== THE REQUEST ==
Return each line of the data below verbatim; pictures are to be left out.
--
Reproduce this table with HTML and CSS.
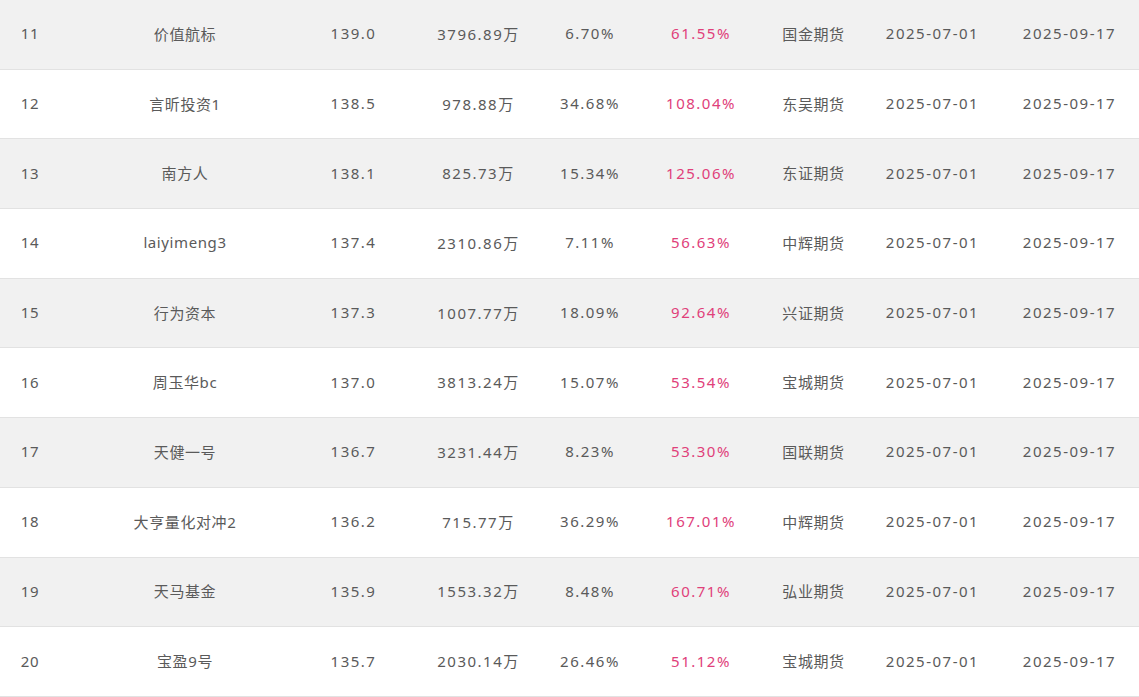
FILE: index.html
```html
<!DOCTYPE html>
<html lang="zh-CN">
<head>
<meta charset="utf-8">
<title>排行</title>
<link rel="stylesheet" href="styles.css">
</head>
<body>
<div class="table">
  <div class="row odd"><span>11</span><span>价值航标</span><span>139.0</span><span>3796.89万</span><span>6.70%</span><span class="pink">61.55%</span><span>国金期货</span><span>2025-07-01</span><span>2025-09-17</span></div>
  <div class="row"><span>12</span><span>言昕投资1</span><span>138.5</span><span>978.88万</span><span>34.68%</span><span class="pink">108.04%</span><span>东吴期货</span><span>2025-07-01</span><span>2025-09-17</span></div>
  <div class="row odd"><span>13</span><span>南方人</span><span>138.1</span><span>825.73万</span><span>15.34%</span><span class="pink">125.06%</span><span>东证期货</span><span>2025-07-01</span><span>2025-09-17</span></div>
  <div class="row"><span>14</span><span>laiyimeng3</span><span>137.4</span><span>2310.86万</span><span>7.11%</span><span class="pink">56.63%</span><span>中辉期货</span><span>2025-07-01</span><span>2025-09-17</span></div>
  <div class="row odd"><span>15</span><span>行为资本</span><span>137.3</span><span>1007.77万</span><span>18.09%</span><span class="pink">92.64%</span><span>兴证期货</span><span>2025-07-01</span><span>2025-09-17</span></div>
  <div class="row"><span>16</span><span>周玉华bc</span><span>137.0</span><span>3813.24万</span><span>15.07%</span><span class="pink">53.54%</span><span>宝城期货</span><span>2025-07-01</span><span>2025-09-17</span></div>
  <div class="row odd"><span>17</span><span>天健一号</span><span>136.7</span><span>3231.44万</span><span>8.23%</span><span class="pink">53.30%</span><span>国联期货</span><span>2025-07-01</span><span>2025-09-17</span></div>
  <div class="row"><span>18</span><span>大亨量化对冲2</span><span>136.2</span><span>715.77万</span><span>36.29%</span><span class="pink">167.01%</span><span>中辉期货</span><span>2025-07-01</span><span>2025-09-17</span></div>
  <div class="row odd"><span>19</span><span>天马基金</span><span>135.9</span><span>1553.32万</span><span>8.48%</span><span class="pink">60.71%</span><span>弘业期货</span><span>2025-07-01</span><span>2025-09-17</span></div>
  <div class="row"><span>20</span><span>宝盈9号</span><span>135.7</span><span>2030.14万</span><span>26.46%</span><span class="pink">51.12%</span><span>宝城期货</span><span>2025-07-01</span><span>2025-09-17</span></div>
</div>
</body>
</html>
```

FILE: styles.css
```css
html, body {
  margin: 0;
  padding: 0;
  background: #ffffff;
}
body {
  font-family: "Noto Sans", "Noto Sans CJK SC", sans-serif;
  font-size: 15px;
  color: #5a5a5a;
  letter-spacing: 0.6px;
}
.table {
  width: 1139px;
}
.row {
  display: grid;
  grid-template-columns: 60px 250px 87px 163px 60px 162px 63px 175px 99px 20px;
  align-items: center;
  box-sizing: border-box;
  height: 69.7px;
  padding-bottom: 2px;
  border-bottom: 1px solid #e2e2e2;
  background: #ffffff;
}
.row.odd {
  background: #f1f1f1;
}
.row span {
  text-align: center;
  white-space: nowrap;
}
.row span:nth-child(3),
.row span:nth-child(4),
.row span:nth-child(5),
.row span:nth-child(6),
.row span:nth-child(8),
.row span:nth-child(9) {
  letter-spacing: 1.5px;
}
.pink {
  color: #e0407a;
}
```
--
== THE COMPLETED TASK ==
Reproduce this table with HTML and CSS.
FILE: index.html
```html
<!DOCTYPE html>
<html lang="zh-CN">
<head>
<meta charset="utf-8">
<title>排行</title>
<link rel="stylesheet" href="styles.css">
</head>
<body>
<div class="table">
  <div class="row odd"><span>11</span><span>价值航标</span><span>139.0</span><span>3796.89万</span><span>6.70%</span><span class="pink">61.55%</span><span>国金期货</span><span>2025-07-01</span><span>2025-09-17</span></div>
  <div class="row"><span>12</span><span>言昕投资1</span><span>138.5</span><span>978.88万</span><span>34.68%</span><span class="pink">108.04%</span><span>东吴期货</span><span>2025-07-01</span><span>2025-09-17</span></div>
  <div class="row odd"><span>13</span><span>南方人</span><span>138.1</span><span>825.73万</span><span>15.34%</span><span class="pink">125.06%</span><span>东证期货</span><span>2025-07-01</span><span>2025-09-17</span></div>
  <div class="row"><span>14</span><span>laiyimeng3</span><span>137.4</span><span>2310.86万</span><span>7.11%</span><span class="pink">56.63%</span><span>中辉期货</span><span>2025-07-01</span><span>2025-09-17</span></div>
  <div class="row odd"><span>15</span><span>行为资本</span><span>137.3</span><span>1007.77万</span><span>18.09%</span><span class="pink">92.64%</span><span>兴证期货</span><span>2025-07-01</span><span>2025-09-17</span></div>
  <div class="row"><span>16</span><span>周玉华bc</span><span>137.0</span><span>3813.24万</span><span>15.07%</span><span class="pink">53.54%</span><span>宝城期货</span><span>2025-07-01</span><span>2025-09-17</span></div>
  <div class="row odd"><span>17</span><span>天健一号</span><span>136.7</span><span>3231.44万</span><span>8.23%</span><span class="pink">53.30%</span><span>国联期货</span><span>2025-07-01</span><span>2025-09-17</span></div>
  <div class="row"><span>18</span><span>大亨量化对冲2</span><span>136.2</span><span>715.77万</span><span>36.29%</span><span class="pink">167.01%</span><span>中辉期货</span><span>2025-07-01</span><span>2025-09-17</span></div>
  <div class="row odd"><span>19</span><span>天马基金</span><span>135.9</span><span>1553.32万</span><span>8.48%</span><span class="pink">60.71%</span><span>弘业期货</span><span>2025-07-01</span><span>2025-09-17</span></div>
  <div class="row"><span>20</span><span>宝盈9号</span><span>135.7</span><span>2030.14万</span><span>26.46%</span><span class="pink">51.12%</span><span>宝城期货</span><span>2025-07-01</span><span>2025-09-17</span></div>
</div>
</body>
</html>
```

FILE: styles.css
```css
html, body {
  margin: 0;
  padding: 0;
  background: #ffffff;
}
body {
  font-family: "Noto Sans", "Noto Sans CJK SC", sans-serif;
  font-size: 15px;
  color: #5a5a5a;
  letter-spacing: 0.6px;
}
.table {
  width: 1139px;
}
.row {
  display: grid;
  grid-template-columns: 60px 250px 87px 163px 60px 162px 63px 175px 99px 20px;
  align-items: center;
  box-sizing: border-box;
  height: 69.7px;
  padding-bottom: 2px;
  border-bottom: 1px solid #e2e2e2;
  background: #ffffff;
}
.row.odd {
  background: #f1f1f1;
}
.row span {
  text-align: center;
  white-space: nowrap;
}
.row span:nth-child(3),
.row span:nth-child(4),
.row span:nth-child(5),
.row span:nth-child(6),
.row span:nth-child(8),
.row span:nth-child(9) {
  letter-spacing: 1.5px;
}
.pink {
  color: #e0407a;
}
```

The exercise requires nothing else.